The Breakfast in the Classroom program is part of a national effort to increase participation in school lunch and breakfast programs by children whose families’ incomes make them eligible for free or reduced price meals.
One of the main reasons for bringing food to the students was the high number of kids who qualified for free and reduced meals, but weren’t taking advantage of them. According to LAUSD Deputy Director of Food Services Laura Benavidez, before the program about 190,000 students district-wide were eating breakfast at school daily ”“ and 450,000 were not. “Only 29 percent of our students were coming in to eat breakfast,” she says.
Studies have shown that children who don’t eat enough are less focused in school, which results in lower academic performance. Share Our Strength, an advocacy group that works to end hunger, says studies show that a child who eats breakfast does 17.5 percent better in a subject like math, attends school on average of 1.5 more days in a school year and earns higher standardized test scores.
In LAUSD, 80 percent of students live in families with incomes below the poverty line, and many students are skipping meals.
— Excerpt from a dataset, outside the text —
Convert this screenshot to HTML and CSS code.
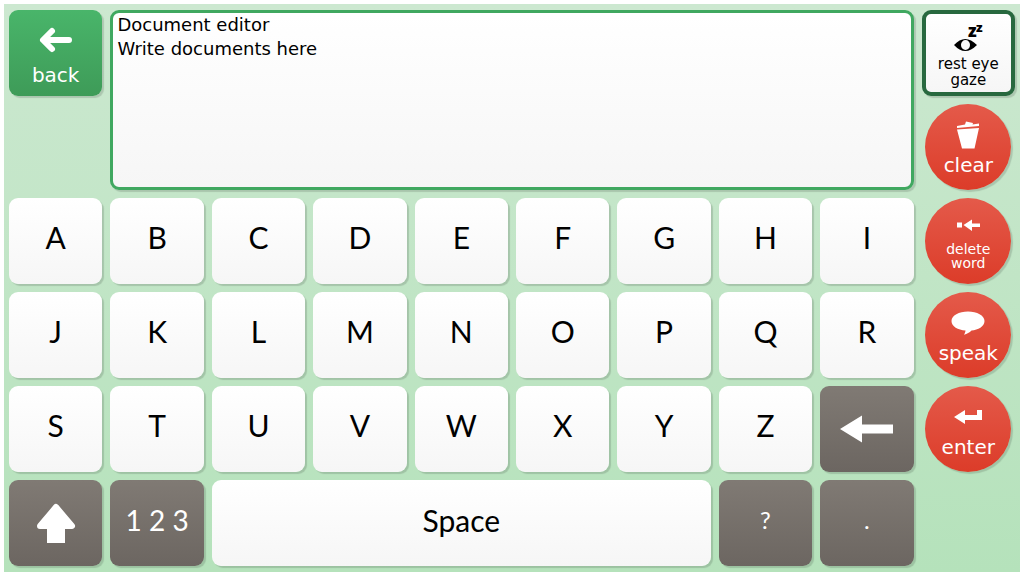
FILE: index.html
```
<!DOCTYPE html>
<html lang="en">
<head>
<meta charset="utf-8">
<meta name="viewport" content="width=device-width, initial-scale=1">
<title>Document editor</title>
<link rel="stylesheet" href="styles.css">
</head>
<body>
<main class="board">
  <button class="key action back" type="button">
    <span class="icon"><svg width="34" height="26" viewBox="0 0 34 26" fill="none" stroke="#fff" stroke-width="6" stroke-linecap="round" stroke-linejoin="round"><path d="M13 4 4 13l9 9M5 13h25"/></svg></span>
    <span class="label">back</span>
  </button>
  <textarea class="editor" aria-label="Document" spellcheck="false">Document editor
Write documents here</textarea>
  <button class="key action rest" type="button">
    <span class="icon"><svg width="30" height="28" viewBox="0 0 30 28"><text class="snooze" x="15" y="13" font-size="17">z</text><text class="snooze" x="23" y="8" font-size="13">z</text><path fill-rule="evenodd" d="M1 21Q12 9 24 21Q12 33 1 21ZM12.500 16a4.500 5 0 1 0 0 10a4.500 5 0 1 0 0-10Z"/></svg></span>
    <span class="label">rest eye<br>gaze</span>
  </button>
  <button class="key action round" type="button">
    <span class="icon"><svg width="24" height="28" viewBox="0 0 24 28" fill="#fff"><path d="M1 5 9 3.500 10 .5 17 2 16.500 3.500 23 2.500V5L1 7ZM1 8.500 23 7 18.500 27.500H6Z"/></svg></span>
    <span class="label">clear</span>
  </button>

  <button class="key letter" type="button">A</button>
  <button class="key letter" type="button">B</button>
  <button class="key letter" type="button">C</button>
  <button class="key letter" type="button">D</button>
  <button class="key letter" type="button">E</button>
  <button class="key letter" type="button">F</button>
  <button class="key letter" type="button">G</button>
  <button class="key letter" type="button">H</button>
  <button class="key letter" type="button">I</button>
  <button class="key action round small" type="button">
    <span class="icon"><svg width="24" height="12" viewBox="0 0 24 12" fill="#fff"><path d="M1 3.500h5v5H1ZM7.500 6 16 .5v4h8v3.500h-8v4Z"/></svg></span>
    <span class="label">delete<br>word</span>
  </button>

  <button class="key letter" type="button">J</button>
  <button class="key letter" type="button">K</button>
  <button class="key letter" type="button">L</button>
  <button class="key letter" type="button">M</button>
  <button class="key letter" type="button">N</button>
  <button class="key letter" type="button">O</button>
  <button class="key letter" type="button">P</button>
  <button class="key letter" type="button">Q</button>
  <button class="key letter" type="button">R</button>
  <button class="key action round" type="button">
    <span class="icon"><svg width="34" height="24" viewBox="0 0 34 24" fill="#fff"><path d="M17 .5C26 .5 33.500 4.500 33.500 10S27 19 20.500 19.500C18.500 21.500 16 23 13 23.800 14 22 14.500 20.500 14.500 19.500 7 19 .5 15.500 .5 10S8 .5 17 .5Z"/></svg></span>
    <span class="label">speak</span>
  </button>

  <button class="key letter" type="button">S</button>
  <button class="key letter" type="button">T</button>
  <button class="key letter" type="button">U</button>
  <button class="key letter" type="button">V</button>
  <button class="key letter" type="button">W</button>
  <button class="key letter" type="button">X</button>
  <button class="key letter" type="button">Y</button>
  <button class="key letter" type="button">Z</button>
  <button class="key dark" type="button" aria-label="Backspace"><svg width="54" height="28" viewBox="0 0 54 28" fill="#fff"><path d="M0 14 22 .5V9.500H53v9H22V27.500Z"/></svg></button>
  <button class="key action round" type="button">
    <span class="icon"><svg width="28" height="14" viewBox="0 0 28 14" fill="#fff"><path d="M0 7 11 0V5H23V0H28V10H11V14Z"/></svg></span>
    <span class="label">enter</span>
  </button>

  <button class="key dark" type="button" aria-label="Shift"><svg width="40" height="40" viewBox="0 0 40 40" fill="#fff" stroke="#fff" stroke-linejoin="round"><path stroke-width="6" d="M20 4 36 23H4Z"/><path stroke="none" d="M11 24H29V40H11Z"/></svg></button>
  <button class="key letter dark" type="button">1 2 3</button>
  <button class="key letter space" type="button">Space</button>
  <button class="key letter dark punctuation" type="button">?</button>
  <button class="key letter dark punctuation" type="button">.</button>
</main>
</body>
</html>
```
FILE: styles.css
```
* {
  box-sizing: border-box;
}

body {
  margin: 0;
  background: #fff;
}

.board {
  display: grid;
  grid-template-columns: repeat(10, minmax(0, 1fr));
  grid-template-rows: repeat(6, minmax(86px, 1fr));
  gap: 8px;
  min-height: 100vh;
  padding: 6px 5px;
  border: 4px solid #fff;
  background: linear-gradient(#cce8d0, #b5e2bb);
}

.key {
  display: flex;
  align-items: center;
  justify-content: center;
  min-width: 0;
  margin: 0;
  padding: 0;
  border: 0;
  border-radius: 9px;
  background: linear-gradient(#fff, #f6f6f6);
  box-shadow: 2px 2px 1px rgba(0, 0, 0, 0.14);
  color: #000;
  cursor: pointer;
}

.letter {
  padding-bottom: 8px;
  font: 30px/36px Lato, sans-serif;
}

.dark {
  background: linear-gradient(#807a74, #6c6661);
  color: #fff;
}

.dark.letter {
  padding-bottom: 6px;
  font-size: 28px;
}

.dark.punctuation {
  font-size: 24px;
}

.space {
  grid-column: span 5;
  padding-bottom: 6px;
}

.action {
  flex-direction: column;
  padding: 12px 0 13px;
  font: 20px/24px "DejaVu Sans", sans-serif;
}

.icon {
  display: flex;
  flex: 1;
  align-items: center;
  justify-content: center;
}

.back {
  padding: 7px 0 9px;
  background: linear-gradient(#49b56a, #3e9b58);
  color: #fff;
}

.rest {
  padding: 5px 0 4px;
  border: 4px solid #28693f;
  font-size: 15px;
  line-height: 16px;
}

.icon svg {
  overflow: visible;
}

.snooze {
  font-family: "Open Sans", sans-serif;
  font-weight: 800;
}

.round {
  justify-self: center;
  aspect-ratio: 1;
  border-radius: 50%;
  background: linear-gradient(#e45a4a, #dc3c29);
  color: #fff;
}

.small {
  padding: 10px 0 14px;
  font-size: 14px;
  line-height: 14px;
}

.editor {
  grid-column: 2 / span 8;
  grid-row: 1 / span 2;
  width: 100%;
  height: 100%;
  margin: 0;
  padding: 0 4px;
  border: 3px solid #40a860;
  border-radius: 9px;
  outline: 0;
  background: linear-gradient(#fff, #f6f6f6);
  box-shadow: 2px 2px 1px rgba(0, 0, 0, 0.14);
  color: #000;
  font: 18px/24px "DejaVu Sans", sans-serif;
  resize: none;
}

.rest + .round {
  grid-column: 10;
}
```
Kenneth Sanchez, a junior at Bravo High School, says he typically does “not eat anything at all throughout the whole day.” Kenneth explains that he is too busy to make food for himself in the morning, and is busy with activities during the day.
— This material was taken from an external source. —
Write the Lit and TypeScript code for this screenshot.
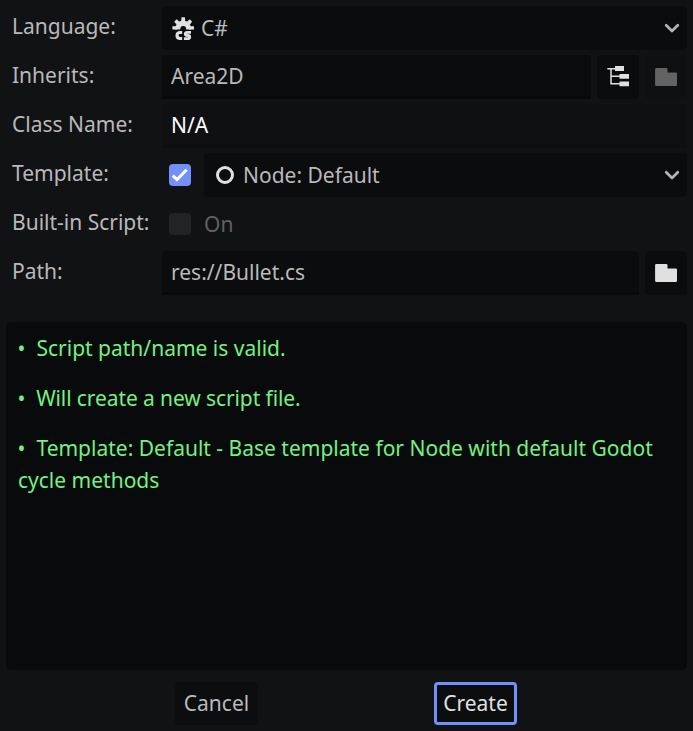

The Breakfast in the Classroom program started in late 2011 in elementary schools and then expanded to middle schools in 2013 and to high schools last year. By April, all 640,000 students in the district will be able to have free breakfasts.
The expansion of the program will be paid for with $20 million in federal funds. In order to get funding, the district needs to meet nutritional guidelines and allow all children to participate.
Teachers’ complaints
While most teachers support the idea of making sure kids are fed, they are also some of the major critics of the program.
“I think one of the hardest parts for the teachers is that we don’t have the time to take care of business,” says Brandon Nakama, a history and debate teacher at Bravo High School. The time spent on breakfast throughout the school year amounts to a 48-hour cut in instructional time.
Some also don’t like what the eating does to the classrooms. Nakama says the kids leave a mess behind from food spills. “You get stickiness all over the floor, and the stickiness spreads and then [creates] dirty footsteps,” he says.
Others, like Harlaee Santana, a digital imaging teacher at Bravo High School, prefer to focus on benefits of the program. “It’s a moment [students] get to share with each other and interact,” she says.
Students’ complaints
Students also have complaints. Some don’t like it because they have lost a break and feel trapped in the classroom, “I feel like it’s a waste of time, because some people don’t even eat the food, and we’re forced to sit in a room,” said Zenith Farin, a Bravo High School senior.
Regardless of critics, district officials say there has been an 89 percent increase in student participation over the last three years. Teachers track the number of students eating breakfast, and incentives are given to schools based on participation. When a school has more than 70 percent of students eating breakfast, it receives 20 cents a day for each student above the 70 percent rate, to be used at the school’s discretion.
According to Benavidez, the district is willing to make improvements and seeks feedback from students, teachers and parents. “We take it very, very seriously. We want the program to be successful,” she says.